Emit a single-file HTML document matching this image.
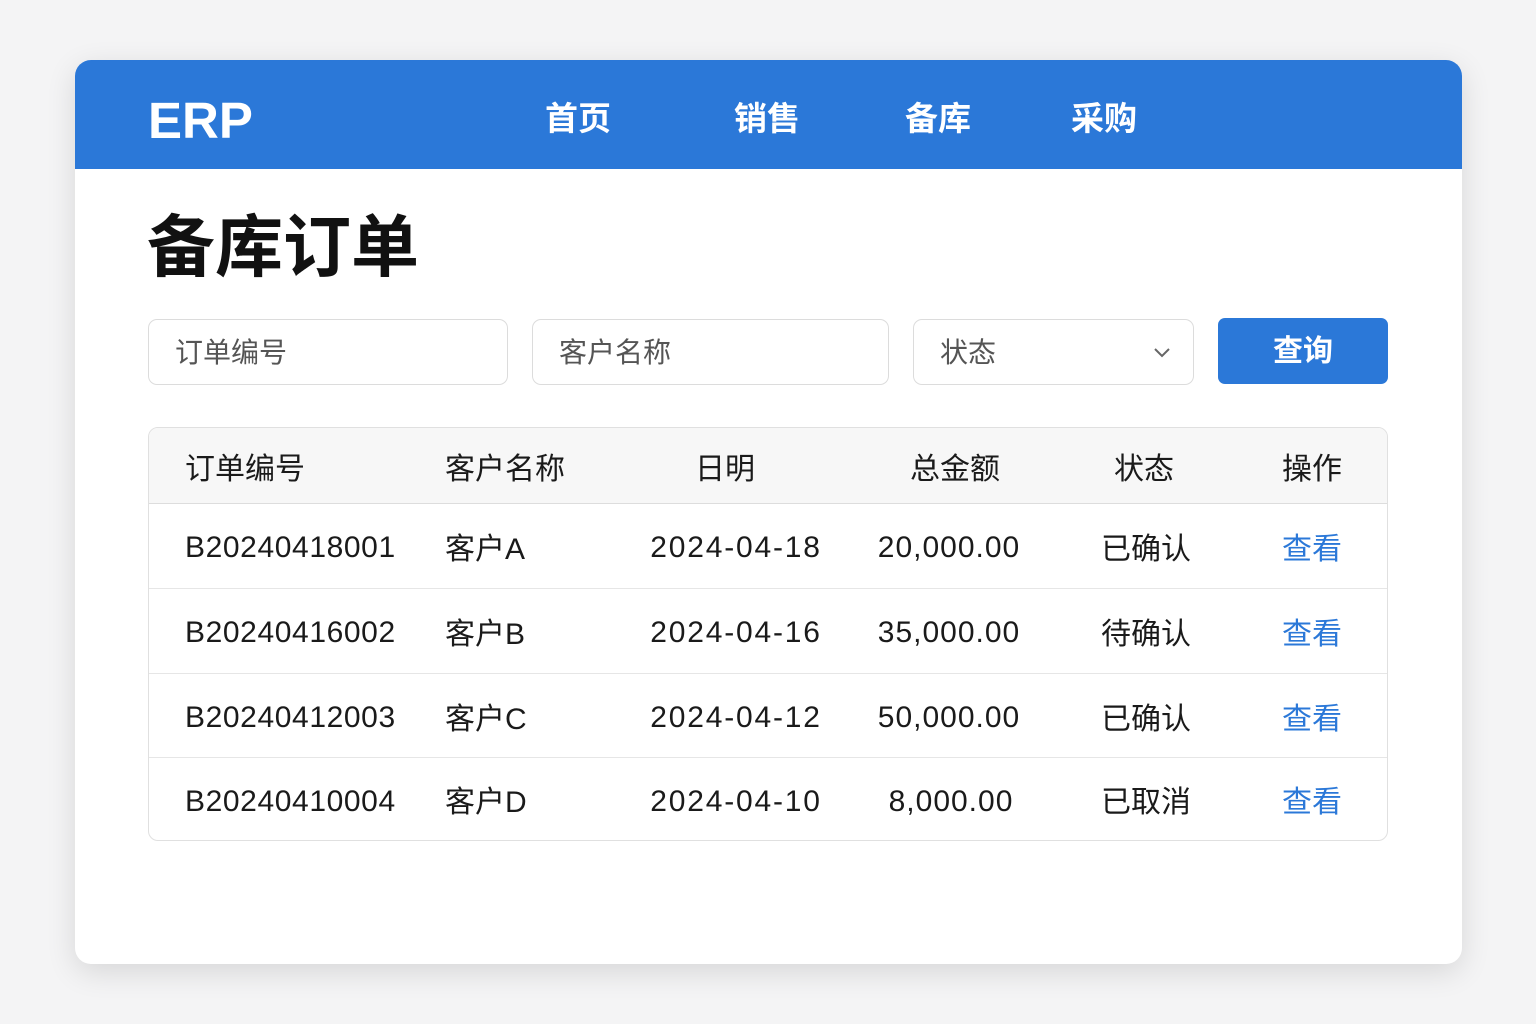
<!DOCTYPE html>
<html><head><meta charset="utf-8"><style>
*{margin:0;padding:0;box-sizing:border-box}
body{width:1536px;height:1024px;background:#f4f4f5;font-family:"Liberation Sans","Noto Sans CJK SC",sans-serif;position:relative;overflow:hidden}
.card{position:absolute;left:75px;top:60px;width:1387px;height:904px;background:#fff;border-radius:16px;box-shadow:0 8px 30px rgba(0,0,0,.12);overflow:hidden}
.hdr{position:absolute;left:0;top:0;width:100%;height:109px;background:#2b78d8}
.a{position:absolute;white-space:nowrap}
.nav{color:#fff;font-size:33px;font-weight:bold;top:32px}
.in{position:absolute;top:259px;height:66px;border:1.5px solid #dcdcdc;border-radius:9px;font-size:28px;color:#555;padding-left:26px;line-height:65px}
.tbl{position:absolute;left:73px;top:367px;width:1240px;height:414px;border:1.5px solid #e0e0e0;border-radius:10px;overflow:hidden}
.th{position:absolute;left:0;top:0;width:100%;height:76px;background:#f7f7f7;border-bottom:1.5px solid #ddd}
.row{position:absolute;left:0;width:100%;border-bottom:1.5px solid #e6e6e6}
.c{position:absolute;font-size:30px;color:#1a1a1a;white-space:nowrap;transform:translateY(-50%)}
.ct{transform:translate(-50%,-50%)}
.lk{color:#2b78d8}
.n{letter-spacing:0.6px;top:44px!important}
.d{letter-spacing:1.8px;top:44px!important}
.m{letter-spacing:1px;top:44px!important}
</style></head><body>
<div class="card">
<div class="hdr">
<div class="a" style="left:73px;top:30px;color:#fff;font-size:51px;font-weight:bold;line-height:62px">ERP</div>
<div class="a nav" style="left:470px">首页</div>
<div class="a nav" style="left:659px">销售</div>
<div class="a nav" style="left:830px">备库</div>
<div class="a nav" style="left:996px">采购</div>
</div>
<div class="a" style="left:72px;top:148px;font-size:68px;font-weight:bold;color:#111;line-height:80px">备库订单</div>
<div class="in" style="left:73px;width:360px">订单编号</div>
<div class="in" style="left:457px;width:357px">客户名称</div>
<div class="in" style="left:838px;width:281px">状态
<svg style="position:absolute;right:22px;top:27px" width="18" height="12" viewBox="0 0 18 12"><path d="M2 2l7 7 7-7" fill="none" stroke="#666" stroke-width="2"/></svg></div>
<div class="a" style="left:1143px;top:258px;width:170px;height:66px;background:#2b78d8;border-radius:7px;color:#fff;font-size:30px;font-weight:bold;text-align:center;line-height:68px">查询</div>
<div class="tbl">
<div class="th">
<div class="c" style="left:36px;top:38px">订单编号</div>
<div class="c" style="left:296px;top:38px">客户名称</div>
<div class="c ct" style="left:576px;top:38px">日明</div>
<div class="c ct" style="left:806px;top:38px">总金额</div>
<div class="c ct" style="left:995px;top:38px">状态</div>
<div class="c ct" style="left:1163px;top:38px">操作</div>
</div>
<div class="row" style="top:76px;height:85px"><div class="c n" style="left:36px;top:42px">B20240418001</div><div class="c" style="left:296px;top:42px">客户A</div><div class="c ct d" style="left:587px;top:42px">2024-04-18</div><div class="c ct m" style="left:800px;top:42px">20,000.00</div><div class="c ct" style="left:997px;top:42px">已确认</div><div class="c ct lk" style="left:1163px;top:42px">查看</div></div>
<div class="row" style="top:161px;height:85px"><div class="c n" style="left:36px;top:42px">B20240416002</div><div class="c" style="left:296px;top:42px">客户B</div><div class="c ct d" style="left:587px;top:42px">2024-04-16</div><div class="c ct m" style="left:800px;top:42px">35,000.00</div><div class="c ct" style="left:997px;top:42px">待确认</div><div class="c ct lk" style="left:1163px;top:42px">查看</div></div>
<div class="row" style="top:246px;height:84px"><div class="c n" style="left:36px;top:42px">B20240412003</div><div class="c" style="left:296px;top:42px">客户C</div><div class="c ct d" style="left:587px;top:42px">2024-04-12</div><div class="c ct m" style="left:800px;top:42px">50,000.00</div><div class="c ct" style="left:997px;top:42px">已确认</div><div class="c ct lk" style="left:1163px;top:42px">查看</div></div>
<div class="row" style="top:330px;height:84px;border:none"><div class="c n" style="left:36px;top:41px">B20240410004</div><div class="c" style="left:296px;top:41px">客户D</div><div class="c ct d" style="left:587px;top:41px">2024-04-10</div><div class="c ct m" style="left:802px;top:41px">8,000.00</div><div class="c ct" style="left:997px;top:41px">已取消</div><div class="c ct lk" style="left:1163px;top:41px">查看</div></div>
</div>
</div>
</body></html>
■ ■ ■ ■ ■
TASK STATEMENT:
Produce an exact copy of each line of data, skipping embedded images.

RESPONSE TO THE TASK:
Emit a single-file HTML document matching this image.
<!DOCTYPE html>
<html><head><meta charset="utf-8"><style>
*{margin:0;padding:0;box-sizing:border-box}
body{width:1536px;height:1024px;background:#f4f4f5;font-family:"Liberation Sans","Noto Sans CJK SC",sans-serif;position:relative;overflow:hidden}
.card{position:absolute;left:75px;top:60px;width:1387px;height:904px;background:#fff;border-radius:16px;box-shadow:0 8px 30px rgba(0,0,0,.12);overflow:hidden}
.hdr{position:absolute;left:0;top:0;width:100%;height:109px;background:#2b78d8}
.a{position:absolute;white-space:nowrap}
.nav{color:#fff;font-size:33px;font-weight:bold;top:32px}
.in{position:absolute;top:259px;height:66px;border:1.5px solid #dcdcdc;border-radius:9px;font-size:28px;color:#555;padding-left:26px;line-height:65px}
.tbl{position:absolute;left:73px;top:367px;width:1240px;height:414px;border:1.5px solid #e0e0e0;border-radius:10px;overflow:hidden}
.th{position:absolute;left:0;top:0;width:100%;height:76px;background:#f7f7f7;border-bottom:1.5px solid #ddd}
.row{position:absolute;left:0;width:100%;border-bottom:1.5px solid #e6e6e6}
.c{position:absolute;font-size:30px;color:#1a1a1a;white-space:nowrap;transform:translateY(-50%)}
.ct{transform:translate(-50%,-50%)}
.lk{color:#2b78d8}
.n{letter-spacing:0.6px;top:44px!important}
.d{letter-spacing:1.8px;top:44px!important}
.m{letter-spacing:1px;top:44px!important}
</style></head><body>
<div class="card">
<div class="hdr">
<div class="a" style="left:73px;top:30px;color:#fff;font-size:51px;font-weight:bold;line-height:62px">ERP</div>
<div class="a nav" style="left:470px">首页</div>
<div class="a nav" style="left:659px">销售</div>
<div class="a nav" style="left:830px">备库</div>
<div class="a nav" style="left:996px">采购</div>
</div>
<div class="a" style="left:72px;top:148px;font-size:68px;font-weight:bold;color:#111;line-height:80px">备库订单</div>
<div class="in" style="left:73px;width:360px">订单编号</div>
<div class="in" style="left:457px;width:357px">客户名称</div>
<div class="in" style="left:838px;width:281px">状态
<svg style="position:absolute;right:22px;top:27px" width="18" height="12" viewBox="0 0 18 12"><path d="M2 2l7 7 7-7" fill="none" stroke="#666" stroke-width="2"/></svg></div>
<div class="a" style="left:1143px;top:258px;width:170px;height:66px;background:#2b78d8;border-radius:7px;color:#fff;font-size:30px;font-weight:bold;text-align:center;line-height:68px">查询</div>
<div class="tbl">
<div class="th">
<div class="c" style="left:36px;top:38px">订单编号</div>
<div class="c" style="left:296px;top:38px">客户名称</div>
<div class="c ct" style="left:576px;top:38px">日明</div>
<div class="c ct" style="left:806px;top:38px">总金额</div>
<div class="c ct" style="left:995px;top:38px">状态</div>
<div class="c ct" style="left:1163px;top:38px">操作</div>
</div>
<div class="row" style="top:76px;height:85px"><div class="c n" style="left:36px;top:42px">B20240418001</div><div class="c" style="left:296px;top:42px">客户A</div><div class="c ct d" style="left:587px;top:42px">2024-04-18</div><div class="c ct m" style="left:800px;top:42px">20,000.00</div><div class="c ct" style="left:997px;top:42px">已确认</div><div class="c ct lk" style="left:1163px;top:42px">查看</div></div>
<div class="row" style="top:161px;height:85px"><div class="c n" style="left:36px;top:42px">B20240416002</div><div class="c" style="left:296px;top:42px">客户B</div><div class="c ct d" style="left:587px;top:42px">2024-04-16</div><div class="c ct m" style="left:800px;top:42px">35,000.00</div><div class="c ct" style="left:997px;top:42px">待确认</div><div class="c ct lk" style="left:1163px;top:42px">查看</div></div>
<div class="row" style="top:246px;height:84px"><div class="c n" style="left:36px;top:42px">B20240412003</div><div class="c" style="left:296px;top:42px">客户C</div><div class="c ct d" style="left:587px;top:42px">2024-04-12</div><div class="c ct m" style="left:800px;top:42px">50,000.00</div><div class="c ct" style="left:997px;top:42px">已确认</div><div class="c ct lk" style="left:1163px;top:42px">查看</div></div>
<div class="row" style="top:330px;height:84px;border:none"><div class="c n" style="left:36px;top:41px">B20240410004</div><div class="c" style="left:296px;top:41px">客户D</div><div class="c ct d" style="left:587px;top:41px">2024-04-10</div><div class="c ct m" style="left:802px;top:41px">8,000.00</div><div class="c ct" style="left:997px;top:41px">已取消</div><div class="c ct lk" style="left:1163px;top:41px">查看</div></div>
</div>
</div>
</body></html>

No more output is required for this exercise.